There was a background to Lloyd George’s beliefs of which his colleagues were largely ignorant. He was not, like Asquith and the other members of the Cabinet, educated in an exclusive public school that stressed the Greek and Latin classics; he was brought up on the Bible. Repeatedly he remarked that the Biblical place names were better known to him than were those of the battles and the disputed frontiers that figured in the European war. He expressed himself about these places with fervor. In his later memoirs he wrote that he had objected to the division of Palestine in the Sykes-Picot Agreement (most of it going to France or into an international zone) on the grounds that it mutilated the country. He said it was not worth winning the Holy Land only to “hew it in pieces before the Lord.”
18
He asserted that “Palestine, if recaptured, must be one and indivisible to renew its greatness as a living entity.”
19

IV

Unlike his colleagues he was keenly aware that there were centuries-old tendencies in British Nonconformist and Evangelical thought toward taking the lead in restoring the Jews to Zion. Indeed they formed the background of his own Nonconformist faith. He was only the latest in a long line of Christian Zionists in Britain that stretched back to the Puritans and the era in which the
Mayflower
set sail for the New World. Promised lands were still much thought about in those days, whether in the United States or in Palestine.

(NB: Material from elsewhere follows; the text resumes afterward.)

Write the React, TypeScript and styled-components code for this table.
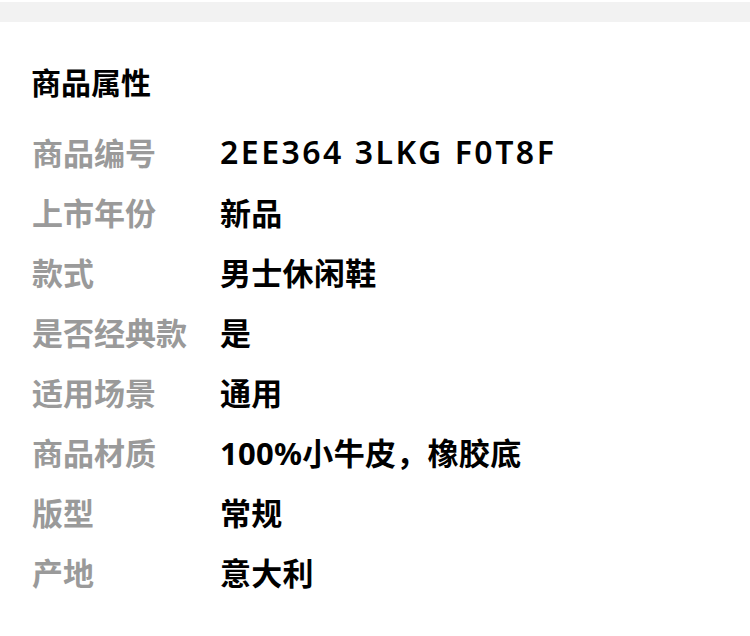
import styled, { createGlobalStyle } from 'styled-components'

const GlobalStyle = createGlobalStyle`
  body {
    margin: 0;
    background: #ffffff;
    font-family: "Noto Sans CJK SC", "Noto Sans", sans-serif;
  }
`

const Page = styled.div`
  width: 750px;
  padding-top: 2px;
`

const TopBand = styled.div`
  height: 20px;
  background: #f2f2f2;
`

const Section = styled.section`
  padding: 29px 32px 0 32px;
`

const Title = styled.h2`
  margin: 0 0 10px -1px;
  height: 60px;
  line-height: 60px;
  font-size: 30px;
  font-weight: 700;
  color: #000000;
`

const AttrList = styled.div`
  display: flex;
  flex-direction: column;
`

const AttrRow = styled.div`
  display: flex;
  align-items: center;
  height: 60px;
`

const Label = styled.div`
  width: 188px;
  flex-shrink: 0;
  font-size: 31px;
  font-weight: 700;
  color: #9a9a9a;
`

const Value = styled.div<{ $code?: boolean }>`
  font-family: "Noto Sans", "Noto Sans CJK SC", sans-serif;
  font-size: ${({ $code }) => ($code ? '32px' : '31px')};
  font-weight: ${({ $code }) => ($code ? 600 : 700)};
  letter-spacing: ${({ $code }) => ($code ? '2.5px' : '0.3px')};
  color: #000000;
`

const attrs: { label: string; value: string; code?: boolean }[] = [
  { label: '商品编号', value: '2EE364 3LKG F0T8F', code: true },
  { label: '上市年份', value: '新品' },
  { label: '款式', value: '男士休闲鞋' },
  { label: '是否经典款', value: '是' },
  { label: '适用场景', value: '通用' },
  { label: '商品材质', value: '100%小牛皮，橡胶底' },
  { label: '版型', value: '常规' },
  { label: '产地', value: '意大利' },
]

export default function App() {
  return (
    <>
      <GlobalStyle />
      <Page>
        <TopBand />
        <Section>
          <Title>商品属性</Title>
          <AttrList>
            {attrs.map((a) => (
              <AttrRow key={a.label}>
                <Label>{a.label}</Label>
                <Value $code={a.code}>{a.value}</Value>
              </AttrRow>
            ))}
          </AttrList>
        </Section>
      </Page>
    </>
  )
}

In the mid-seventeenth century, two English Puritans residing in Holland—Joanna and Ebenezer Cartwright—petitioned their government “That this Nation of England, with the inhabitants of the Netherlands, shall be the first and the readiest to transport Izraell’s sons and daughters in their ships to the Land promised by their forefathers, Abraham, Isaac, and Jacob for an everlasting Inheritance.”
20
Guided by the Scriptures, the Puritans believed that the advent of the Messiah would occur once the people of Judaea were restored to their native land.